Musical notation for 'GOD SAVE THE QUEEN' in Key A, showing two staves with notes and solfeggio syllables below.

\begin{matrix} | d : d : r | t_1 : - . d : r | m : m : f | m : - . r : d | r : d : t_1 | d : - : - | s : s : s \\ s : - . f : m | f : f : f | f : - . m : r | m : f . m : r . d | m : - . f : s | l_1 s_1 f : m : r | d : - : - \end{matrix}

In modulating into a new key the note through which the transition is taken is indicated by a combination of the syllabic name which it has in the old key with that which it has in the new—me lah, for example, being conjoined into m'lah; and in writing this note (termed a bridge note) the initial letter of its syllable, as a member of the old key, is placed in small size before and above the initial of the syllable of the new, as m1, ds. In the case, however, of an accidental, where the transition is but momentary, a sharpened note changes its syllabic vowel into e, and a flattened note into ae, spelled a, as fah, fe; soh, se; te, ta. In the minor mode lah is the keynote; the sharp sixth is called bay, and the sharp seventh se. The signature of the key of A minor is 'Key C'; lah is A. The time-names of the French Chevê system have lately been adopted. The method of teaching, based on a wide experience, is of equal importance with the notation itself.

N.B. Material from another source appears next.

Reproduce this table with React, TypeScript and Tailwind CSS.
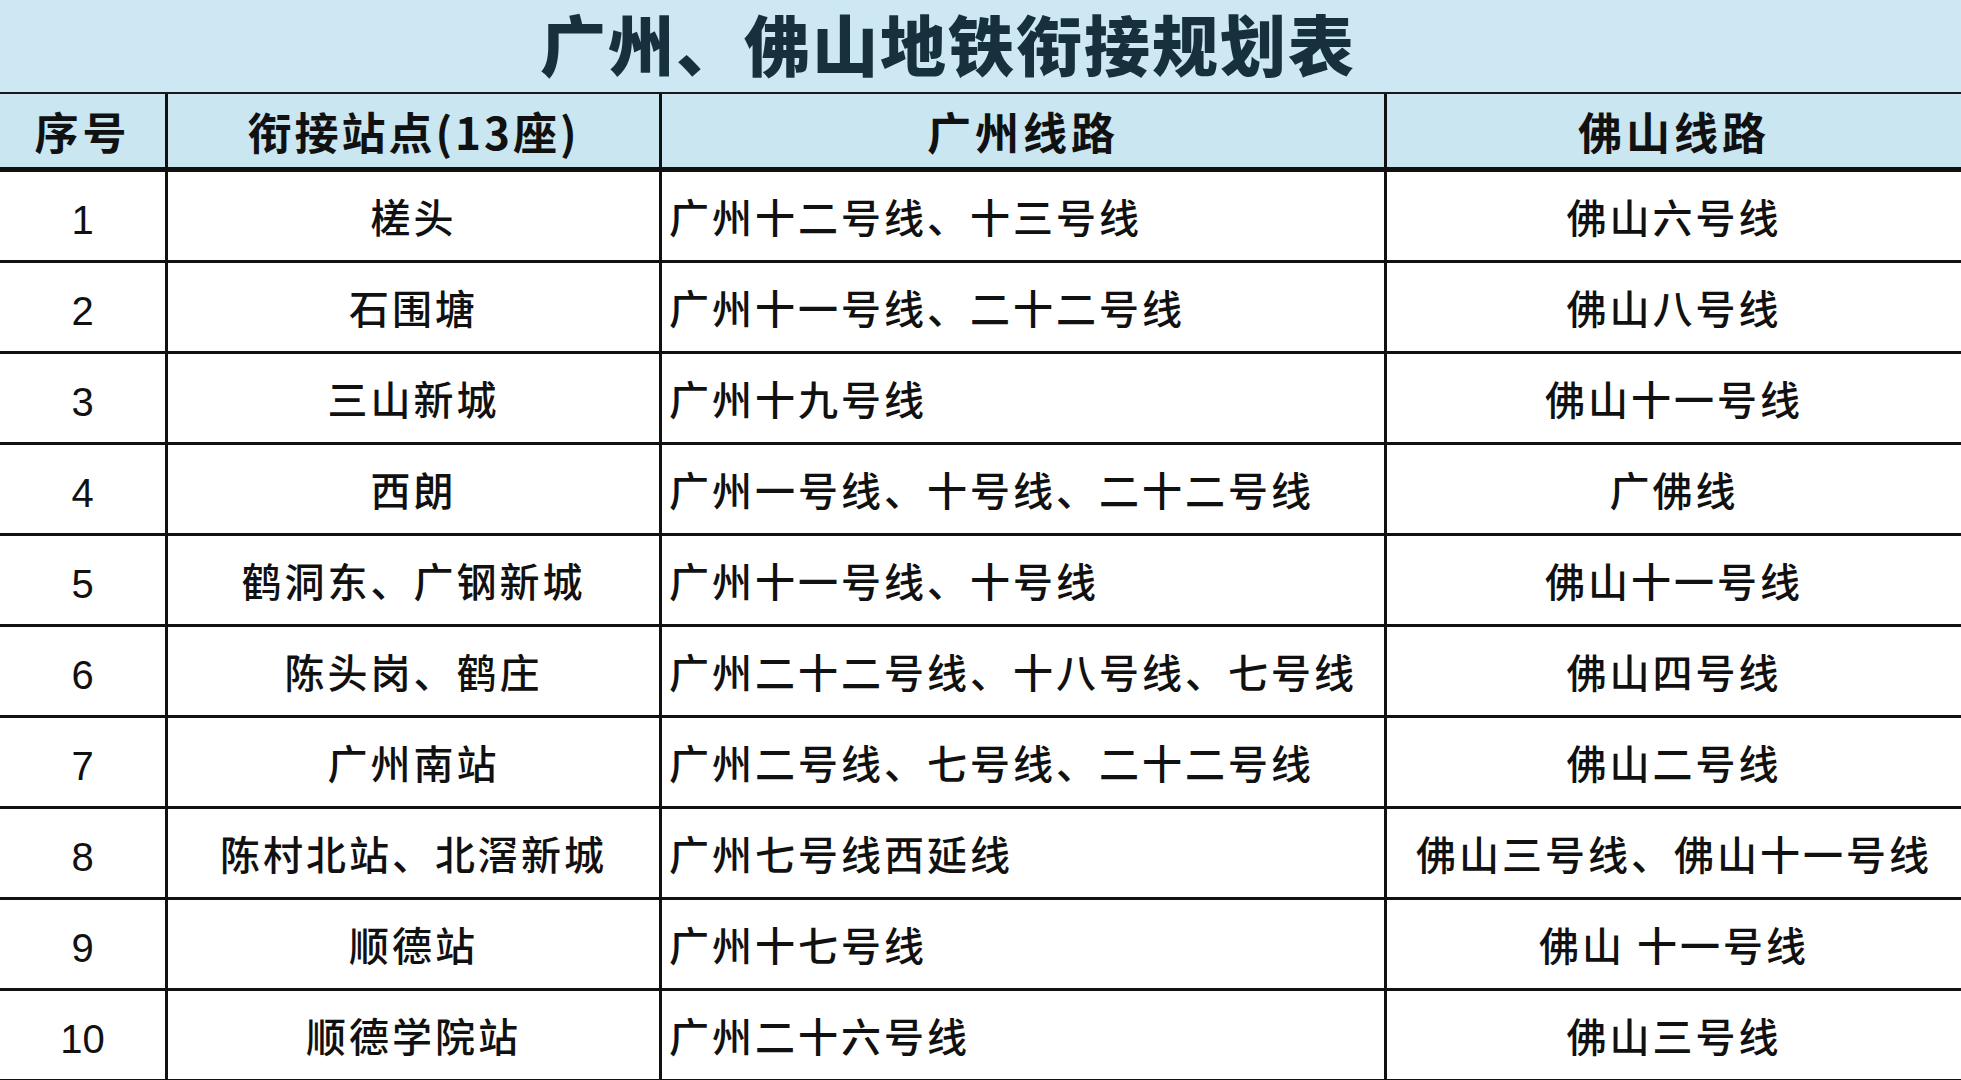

For a full explanation of this system, see Curwen's Course of Lessons and Exercises in Tonic Sol-fa. Its advocates maintain that it possesses advantages over the common system in the facility of its acquisition; the distinctness with which it indicates the keynote and the position of the semitones; the cheapness with which it is printed; and the manner in which, they say, it explains the proper mental effects of notes in harmony and key-relation-ship, and employs them in teaching. It has, however, been objected to by others, from its withdrawal of the direct indication of both absolute and relative pitch to the eye which exists in the common notation, from its limited applicability to instrumental music, and from its acquisition not being, like that of the ordinary notation, an introduction to the world of musical literature. It presents, however, no barrier, but rather a road to the acquisition of the older notation; and its widespread use and the testimony of the general body of practical teachers are eloquent arguments in its favour. Of the children in English primary schools who can sing from notes 80 per cent. learn on this system, which has practically ousted the 'Fixed Do' system of Hullah, its rival in earlier days. The Tonic Sol-fa College, founded in 1869, with its system of examinations, carries on a vast amount of useful work.